Bereaved families from Kibbutz Kfar Aza petitioned the High Court of Justice on Tuesday, asking it to stop the evacuation, demolition, or relocation of the kibbutz’s “Young Generation” neighborhood, one of the most recognizable and devastated sites of the October 7 massacre.

The petition was filed by parents of five young residents of the neighborhood - Sivan Elkabetz, Naor Hassidim, Aviad Edri, Nirel Zini, and Yotam Haim - who were murdered or abducted by Hamas terrorists during the October 7, 2023 attack.

The families asked the court to issue an interim injunction barring Kibbutz Kfar Aza from carrying out any demolition or relocation work until the state completes a formal administrative process on the fate of the site. They also asked the court to order the state to explain why the neighborhood should not be preserved in its original location as a national heritage or memorial site.

“Their loved ones’ homes are the scenes of the murder, fighting and abduction themselves,” the petition reads, calling the buildings “the last physical remains of the horror that took place there.”

Kfar Aza was among the communities hit hardest on October 7. Some 64 kibbutz members were killed and 19 were abducted to Gaza, according to the IDF investigation into the attack presented to the community in February 2025.

The Young Generation neighborhood

The “Young Generation” neighborhood, which housed many of the kibbutz’s young adults, soldiers, students, and young couples, became one of the massacre’s most searing symbols. According to the petition, 11 of the neighborhood’s 37 residents were murdered, and seven were abducted to Gaza. The petition argues that because the neighborhood has largely remained frozen since the massacre, with burned homes, bullet marks, broken doors, and other evidence still visible, it has become an irreplaceable “house of testimony” to the events of October 7.

The petition follows a March 4 vote by Kibbutz Kfar Aza members, in which the community chose a plan to partially relocate elements of the neighborhood to an area near the kibbutz, where an external memorial and heritage center would be built. According to the petition, 205 of 297 voters supported the relocation plan, while two other options that would have preserved all or part of the neighborhood in its current location received 44 and 48 votes, respectively.

The petitioners argued that the vote cannot be the final word on a matter they say carries national, historical, educational, and international significance.

The decision, they argued, was made by a private communal body without a proper state-led process, without fully hearing the bereaved families and survivors, and before the state had completed a professional review of preservation options. The petition also argued that the vote was held while many community members were still displaced from their homes and living under the continuing trauma of war.

“This is not a regular real estate or planning dispute,” the petition said. “It concerns the right of bereaved families, massacre survivors, the Israeli public and future generations to remember, learn and commemorate one of the most difficult atrocities in Jewish history since the Holocaust.”

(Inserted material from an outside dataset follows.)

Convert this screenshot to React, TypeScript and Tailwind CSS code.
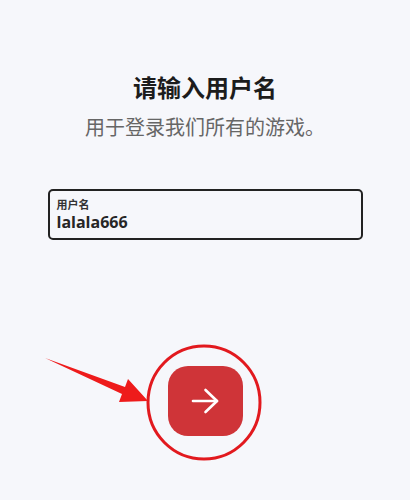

The petition names the heritage minister, finance minister, New Hope-United Right MK Ze'ev Elkin, who serves as a minister within the Finance Ministry and is responsible for the Tekuma Directorate, the defense minister and interior minister, and Kibbutz Kfar Aza itself as respondents.

The families argue that the state has several legal tools available to preserve the site, including declaring the area a national heritage site or official memorial site, or using land powers where necessary for a public memorial purpose.

They also relied on previous statements from Heritage Ministry officials supporting preservation in place. In March, Heritage Minister Amichai Eliyahu had written to bereaved families that he intended to act to preserve the historical evidence in the neighborhood and support keeping the homes as national heritage sites for future generations.

However, the public record on the government’s position has since become more complicated. In late April, Eliyahu had said he would respect the decision of the Kfar Aza community regarding the memorial plan, after a professional tour at the kibbutz with local and regional officials.

The petitioners nevertheless argued that once state officials recognized the site’s national value, the government could not stand aside while irreversible facts were created on the ground.

The legal fight comes as Kfar Aza continues to balance two painful imperatives: the need to rebuild a shattered community and the demand by some bereaved families and survivors to preserve the exact places where the massacre unfolded.

Demolition work in other parts of Kfar Aza began in December 2024, with 97 buildings designated for demolition, though at the time no decision had yet been made about 48 buildings in the neighborhood.

Attorney Dr. Dan Hay.
Attorney Dr. Dan Hay. (credit: Courtesy)

Attorney Dr. Dan Hay, who filed the petition with attorneys Tomer Arad and Sahar Saban, said the site should serve as an eternal memorial to the massacre.

“This is a heritage site that should serve as an everlasting monument to the most terrible massacre in Israel’s history,” Hay said. “We all bear the responsibility to preserve it for future generations and in the face of attempts by our enemies to deny it.”

Anat Elkabetz, mother of Sivan Elkabetz, called the neighborhood “the black box of the Jewish people.”

“The story of the Young Generation neighborhood is no longer only our story,” she said. “It is the black box of the Jewish people and the bleeding wound of our generation. Demolishing the houses of testimony is tearing out pages of history that belong to all of our children and grandchildren.”